The death of infamous California cult leader Charles Manson led to a lengthy dispute over his body, as three separate people contended for the right to his remains in court. However, in March 2018, a court ruled in favor of a man who claims to be Manson’s grandson. Manson died in prison in November 2017 while serving a life sentence in prison for a scandalous 1969 series of murders. His remains were stored in Kern County while the litigation continued in court.
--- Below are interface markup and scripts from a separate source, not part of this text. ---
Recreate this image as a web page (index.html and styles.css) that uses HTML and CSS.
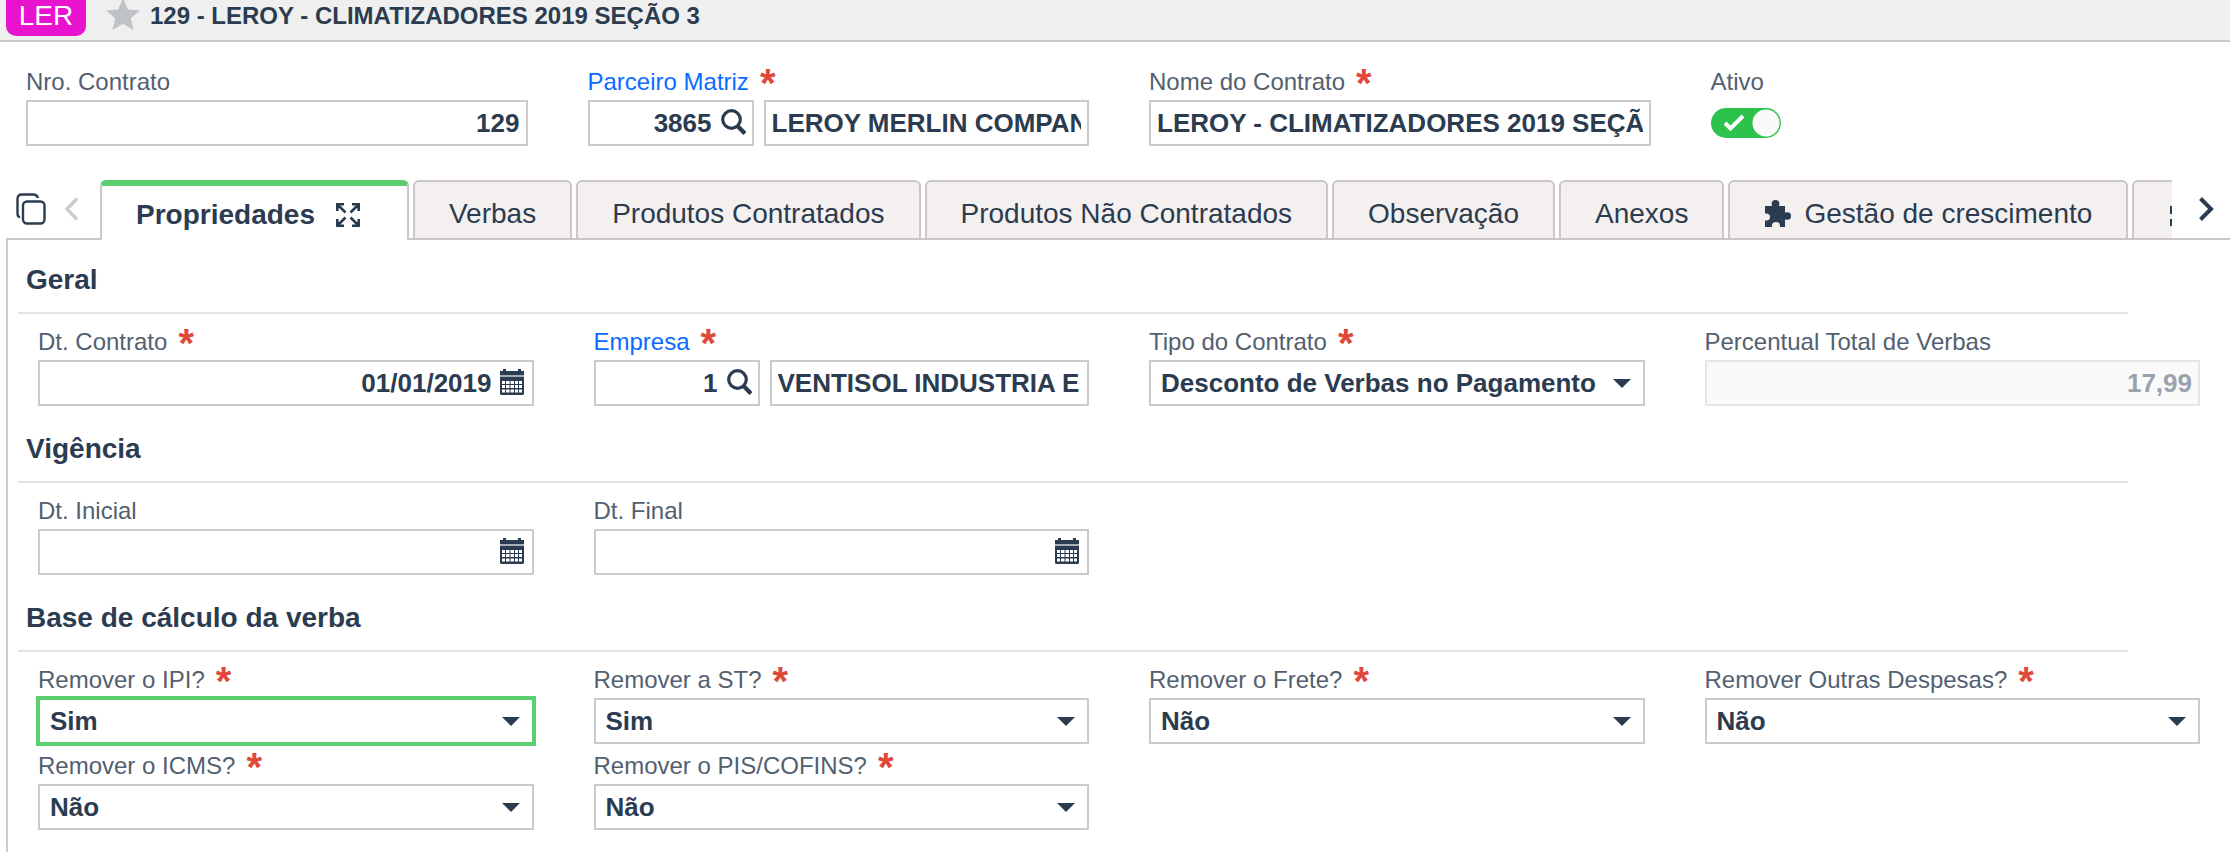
FILE: index.html
```
<!DOCTYPE html>
<html lang="pt-BR">
<head>
<meta charset="utf-8">
<title>129 - LEROY - CLIMATIZADORES 2019 SEÇÃO 3</title>
<link rel="stylesheet" href="styles.css">
</head>
<body>
<svg class="sprite" aria-hidden="true">
  <symbol id="i-search" viewBox="-1 0 26 26"><circle cx="10.500" cy="10.500" r="8.800" fill="none" stroke="currentColor" stroke-width="3.200"/><path d="M16.500 17L24 24.500" stroke="currentColor" stroke-width="4.400"/></symbol>
  <symbol id="i-calendar" viewBox="1 0 26 26"><path fill="currentColor" fill-rule="evenodd" d="M4 0h3v2h12V0h3v2h3v4H1V2h3zM1 8h24v16.500q0 1.500-1.500 1.500h-21Q1 26 1 24.500zM3 12v3h3v-3zM7 12v3h3.500v-3zM11.500 12v3H15v-3zM16 12v3h3v-3zM20 12v3h3v-3zM3 16v3h3v-3zM7 16v3h3.500v-3zM11.500 16v3H15v-3zM16 16v3h3v-3zM20 16v3h3v-3zM3 20.500v3h3v-3zM7 20.500v3h3.500v-3zM11.500 20.500v3H15v-3zM16 20.500v3h3v-3zM20 20.500v3h3v-3z"/><path d="M1 7h24" stroke="#a7afb8" stroke-width="2"/></symbol>
</svg>

<header class="topbar">
  <span class="badge">LER</span>
  <button class="star" aria-label="Favorito"><svg viewBox="0 0 34 30"><path fill="#bfc3c8" d="M17-2l4.800 11.400L34 10.400l-9.300 8L27.600 30 17 23.700 6.400 30l2.900-11.600L0 10.400l12.200-1z"/></svg></button>
  <h1 class="title">129 - LEROY - CLIMATIZADORES 2019 SEÇÃO 3</h1>
</header>

<form class="record">
  <div class="field">
    <div class="label-row"><label for="nro">Nro. Contrato</label></div>
    <div class="control"><input class="num" id="nro" value="129"></div>
  </div>
  <div class="field">
    <div class="label-row"><label for="parc"><a href="#parc">Parceiro Matriz</a></label><span class="req">*</span></div>
    <div class="pair">
      <div class="control code"><input class="num" id="parc" value="3865"><button type="button" class="icon-btn" aria-label="Pesquisar parceiro"><svg><use href="#i-search"/></svg></button></div>
      <div class="control"><input value="LEROY MERLIN COMPANHIA BRASILEIRA" aria-label="Nome do parceiro"></div>
    </div>
  </div>
  <div class="field">
    <div class="label-row"><label for="nome">Nome do Contrato</label><span class="req">*</span></div>
    <div class="control"><input id="nome" value="LEROY - CLIMATIZADORES 2019 SEÇÃO 3"></div>
  </div>
  <div class="field">
    <div class="label-row"><label for="ativo">Ativo</label></div>
    <div class="toggle">
      <input type="checkbox" id="ativo" checked>
      <svg viewBox="0 0 22 18"><path d="M2 9l5.500 5.500L20 2" fill="none" stroke="#fff" stroke-width="4"/></svg>
    </div>
  </div>
</form>

<nav class="tabs">
  <div class="tabs-start">
    <button class="tool" aria-label="Copiar"><svg class="copy" viewBox="0 0 30 32"><g fill="none" stroke="currentColor" stroke-width="2.400"><rect x="7" y="8.500" width="21.500" height="22" rx="4"/><path d="M4 24.500q-2.500-1-2.500-4V6q0-4.500 4.500-4.500h11q4 0 5 3.500"/></g></svg></button>
    <button class="tool" aria-label="Aba anterior"><svg class="chev" viewBox="0 0 15 24"><path d="M13 1.500L3 12l10 10.500" fill="none" stroke="#c9cdd2" stroke-width="3.400"/></svg></button>
  </div>
  <div class="tab-list">
    <button class="tab active">Propriedades<svg class="expand" viewBox="0 0 26 26"><g fill="none" stroke="currentColor" stroke-width="2.600"><path d="M2.300 9V2.300H9M17 2.300h6.700V9M23.700 17v6.700H17M9 23.700H2.300V17M3 3l7.500 7.500M23 3l-7.500 7.500M23 23l-7.500-7.500M3 23l7.500-7.500"/></g></svg></button>
    <button class="tab">Verbas</button>
    <button class="tab">Produtos Contratados</button>
    <button class="tab">Produtos Não Contratados</button>
    <button class="tab">Observação</button>
    <button class="tab">Anexos</button>
    <button class="tab"><svg class="puzzle" viewBox="-1 1 26 27"><path fill="currentColor" d="M0 6h7Q5.500 0 10.500 0T14 6h6v6.500q6-1.500 6 3.500t-6 3.500V27h-5q.5-5-4-5t-4 5H0v-6.500q5 .5 5-3.500t-5-3.500z"/></svg>Gestão de crescimento</button>
    <button class="tab" aria-label="Mais"><svg class="grid-icon" viewBox="0 0 26 26"><path fill="currentColor" d="M2 5h9v8H2zM2 18h9v7H2zM15 5h9v8h-9zM15 18h9v7h-9z"/></svg></button>
  </div>
  <div class="tabs-end"><button class="tool" aria-label="Próxima aba"><svg class="chev" viewBox="0 0 15 24"><path d="M1.500 1.500L12 12 1.500 22.500" fill="none" stroke="currentColor" stroke-width="4"/></svg></button></div>
</nav>

<main class="panel">
  <section>
    <h2>Geral</h2>
    <div class="fields">
      <div class="field">
        <div class="label-row"><label for="dtc">Dt. Contrato</label><span class="req">*</span></div>
        <div class="control"><input class="num" id="dtc" value="01/01/2019"><button class="icon-btn" aria-label="Abrir calendário"><svg><use href="#i-calendar"/></svg></button></div>
      </div>
      <div class="field">
        <div class="label-row"><label for="emp"><a href="#emp">Empresa</a></label><span class="req">*</span></div>
        <div class="pair">
          <div class="control code"><input class="num" id="emp" value="1"><button class="icon-btn" aria-label="Pesquisar empresa"><svg><use href="#i-search"/></svg></button></div>
          <div class="control"><input value="VENTISOL INDUSTRIA E" aria-label="Nome da empresa"></div>
        </div>
      </div>
      <div class="field">
        <div class="label-row"><label for="tipo">Tipo do Contrato</label><span class="req">*</span></div>
        <select id="tipo"><option>Desconto de Verbas no Pagamento</option></select>
      </div>
      <div class="field">
        <div class="label-row"><label for="perc">Percentual Total de Verbas</label></div>
        <div class="control disabled"><input class="num" id="perc" value="17,99" disabled></div>
      </div>
    </div>
  </section>
  <section>
    <h2>Vigência</h2>
    <div class="fields">
      <div class="field">
        <div class="label-row"><label for="dti">Dt. Inicial</label></div>
        <div class="control"><input class="num" id="dti"><button class="icon-btn" aria-label="Abrir calendário"><svg><use href="#i-calendar"/></svg></button></div>
      </div>
      <div class="field">
        <div class="label-row"><label for="dtf">Dt. Final</label></div>
        <div class="control"><input class="num" id="dtf"><button class="icon-btn" aria-label="Abrir calendário"><svg><use href="#i-calendar"/></svg></button></div>
      </div>
    </div>
  </section>
  <section>
    <h2>Base de cálculo da verba</h2>
    <div class="fields">
      <div class="field">
        <div class="label-row"><label for="ipi">Remover o IPI?</label><span class="req">*</span></div>
        <select id="ipi" class="current"><option>Sim</option><option>Não</option></select>
      </div>
      <div class="field">
        <div class="label-row"><label for="st">Remover a ST?</label><span class="req">*</span></div>
        <select id="st"><option>Sim</option><option>Não</option></select>
      </div>
      <div class="field">
        <div class="label-row"><label for="frete">Remover o Frete?</label><span class="req">*</span></div>
        <select id="frete"><option>Não</option><option>Sim</option></select>
      </div>
      <div class="field">
        <div class="label-row"><label for="outras">Remover Outras Despesas?</label><span class="req">*</span></div>
        <select id="outras"><option>Não</option><option>Sim</option></select>
      </div>
      <div class="field">
        <div class="label-row"><label for="icms">Remover o ICMS?</label><span class="req">*</span></div>
        <select id="icms"><option>Não</option><option>Sim</option></select>
      </div>
      <div class="field">
        <div class="label-row"><label for="pis">Remover o PIS/COFINS?</label><span class="req">*</span></div>
        <select id="pis"><option>Não</option><option>Sim</option></select>
      </div>
    </div>
  </section>
</main>
</body>
</html>
```
FILE: styles.css
```
* { box-sizing: border-box; }

:root {
  --ink: #2c3c50;
  --label: #526070;
  --line: #cbcbcb;
  --tab-line: #cdc6c8;
  --green: #5acd6e;
}

html { height: 100%; }

body {
  margin: 0;
  min-height: 100%;
  display: flex;
  flex-direction: column;
  background: #fff;
  color: var(--ink);
  font: 24px "Liberation Sans", Arial, sans-serif;
}

button, input, select { font: inherit; color: inherit; }

button {
  padding: 0;
  border: 0;
  background: none;
  display: flex;
  align-items: center;
}

a { color: #0a6cff; text-decoration: none; }

.sprite { display: none; }

/* Title bar */
.topbar {
  height: 42px;
  padding: 0 6px;
  display: flex;
  align-items: flex-start;
  background: #efefef;
  border-bottom: 2px solid var(--line);
}

.badge {
  width: 80px;
  height: 36px;
  border-radius: 0 0 10px 10px;
  background: #e813cf;
  color: #fff;
  font-size: 28px;
  line-height: 32px;
  text-align: center;
}

.star { margin: 0 10px 0 20px; }
.star svg { width: 34px; height: 30px; }

.title { margin: 0; font-size: 24px; line-height: 32px; }

/* Fields */
.record {
  padding: 26px 18px 34px 26px;
  display: grid;
  grid-template-columns: repeat(4, minmax(0, 1fr));
  gap: 8px 60px;
}

.field {
  display: flex;
  flex-direction: column;
  gap: 4px;
  min-width: 0;
}

.label-row {
  height: 28px;
  display: flex;
  gap: 11px;
  line-height: 28px;
  color: var(--label);
  white-space: nowrap;
}

.req {
  color: #e0483c;
  font-size: 40px;
  font-weight: bold;
  line-height: 30px;
}

.control {
  flex: 1;
  min-width: 0;
  min-height: 46px;
  display: flex;
  align-items: center;
  border: 2px solid var(--line);
  background: #fff;
}

.control input {
  flex: 1;
  width: 0;
  height: 42px;
  border: 0;
  padding: 0;
  margin: 0 6px;
  background: none;
  outline: 0;
  font-size: 26px;
  font-weight: bold;
}

.control .num { text-align: right; }

.control.disabled {
  border-color: #e6e6e6;
  background: #fafafa;
  color: #9aa2ab;
}

.pair { display: flex; gap: 10px; }
.pair .code { flex: 0 0 166px; }

.icon-btn { margin: 0 6px 0 2px; }
.icon-btn svg { width: 26px; height: 26px; margin-bottom: 3px; }

select {
  appearance: none;
  width: 100%;
  height: 46px;
  padding: 0 40px 0 10px;
  border: 2px solid var(--line);
  border-radius: 0;
  background: #fff url("data:image/svg+xml,%3Csvg xmlns='http://www.w3.org/2000/svg' width='18' height='9'%3E%3Cpath d='M0 0h18L9 9z' fill='%232c3c50'/%3E%3C/svg%3E") no-repeat right 12px center;
  font-size: 26px;
  font-weight: bold;
  outline: 0;
}

select.current { border-color: var(--green); box-shadow: 0 0 0 2px var(--green); }

.toggle {
  display: grid;
  align-items: center;
  height: 46px;
  width: 70px;
}

.toggle input {
  grid-area: 1 / 1;
  appearance: none;
  margin: 0;
  width: 70px;
  height: 30px;
  border-radius: 15px;
  background: radial-gradient(circle at 55px 15px, #fafafa 13px, transparent 14px) #2dc24b;
}

.toggle svg {
  grid-area: 1 / 1;
  width: 22px;
  height: 18px;
  margin-left: 12px;
  pointer-events: none;
}

/* Tabs */
.tabs {
  height: 60px;
  margin-left: 6px;
  display: flex;
  box-shadow: inset 0 -2px var(--tab-line);
}

.tabs-start {
  width: 94px;
  padding-left: 10px;
  display: flex;
  gap: 18px;
  flex: none;
}

.tabs-end {
  flex: 0 0 58px;
  padding-left: 27px;
  display: flex;
}

.tool { padding-bottom: 2px; height: 60px; }
.copy { width: 30px; height: 32px; }
.chev { width: 15px; height: 24px; }

.tab-list {
  flex: 1;
  min-width: 0;
  display: flex;
  gap: 4px;
  overflow: hidden;
}

.tab {
  flex: none;
  height: 60px;
  padding: 8px 34px 0;
  border: 2px solid var(--tab-line);
  border-radius: 6px 6px 0 0;
  background: #f4f0ef;
  font-size: 28px;
  white-space: nowrap;
}

.tab.active {
  padding: 4px 46px 0 34px;
  border-top: 6px solid var(--green);
  border-bottom: 0;
  background: #fff;
  font-weight: bold;
}

.expand { width: 26px; height: 26px; margin-left: 20px; }
.puzzle { width: 26px; height: 27px; margin-right: 14px; overflow: visible; }
.grid-icon { width: 26px; height: 26px; }

/* Panel */
.panel {
  flex: 1;
  margin-left: 6px;
  padding-left: 10px;
  border-left: 2px solid var(--line);
}

section + section { margin-top: 3px; }

h2 {
  margin: 0 102px 0 0;
  padding: 24px 8px 16px;
  border-bottom: 2px solid #e3e3e3;
  font-size: 28px;
  line-height: 32px;
}

.fields {
  padding: 14px 30px 0 20px;
  display: grid;
  grid-template-columns: repeat(4, minmax(0, 1fr));
  gap: 8px 60px;
}
```
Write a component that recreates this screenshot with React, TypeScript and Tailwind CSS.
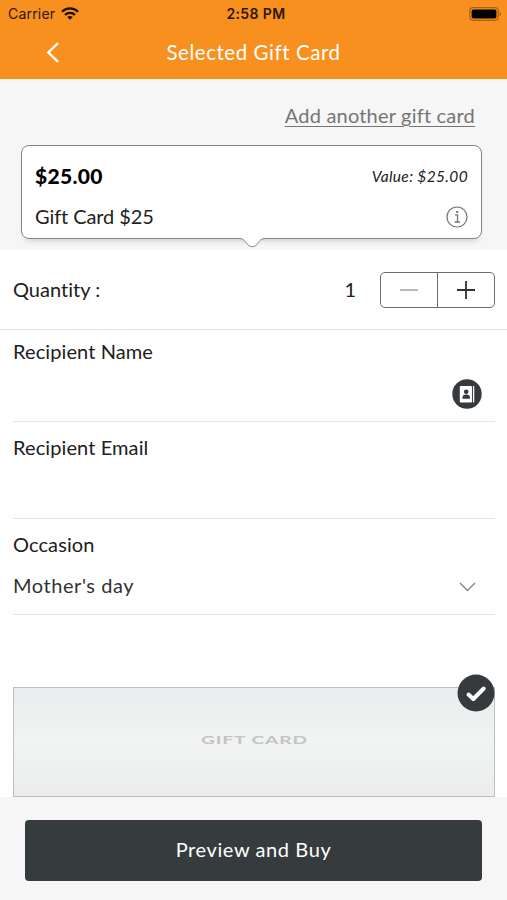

While the man did not immediately address the plans he has for Manson’s body, he had previously stated that he planned to cremate the body and spread his ashes. The man’s attorney said that he saw a benefit to a public scattering of Manson’s ashes. Seven people were killed in the series of murders over two nights in 1969; the victims included pregnant actress Sharon Tate. While the legal battle may have been resolved in terms of the handling of Manson’s body, more disputes are still to come when it comes to the remainder of his estate.
A purported will was submitted by another man, who claims that Manson left him all of his estate in 2002. The man who proffered the will to the court is a collector and vendor of memorabilia related to the Manson case; he is one of the witnesses to the purported will, in violation of the law.
While the case of Charles Manson may be particularly notorious, inheritance disputes can arise for a number of reasons in any family. Questionable wills may be put forward, or heirs may claim that an existing will reflected the influence of another beneficiary. For people involved in a dispute over inheritance, working with a probate and estate litigation attorney may be helpful in protecting their interests and the assets of the estate.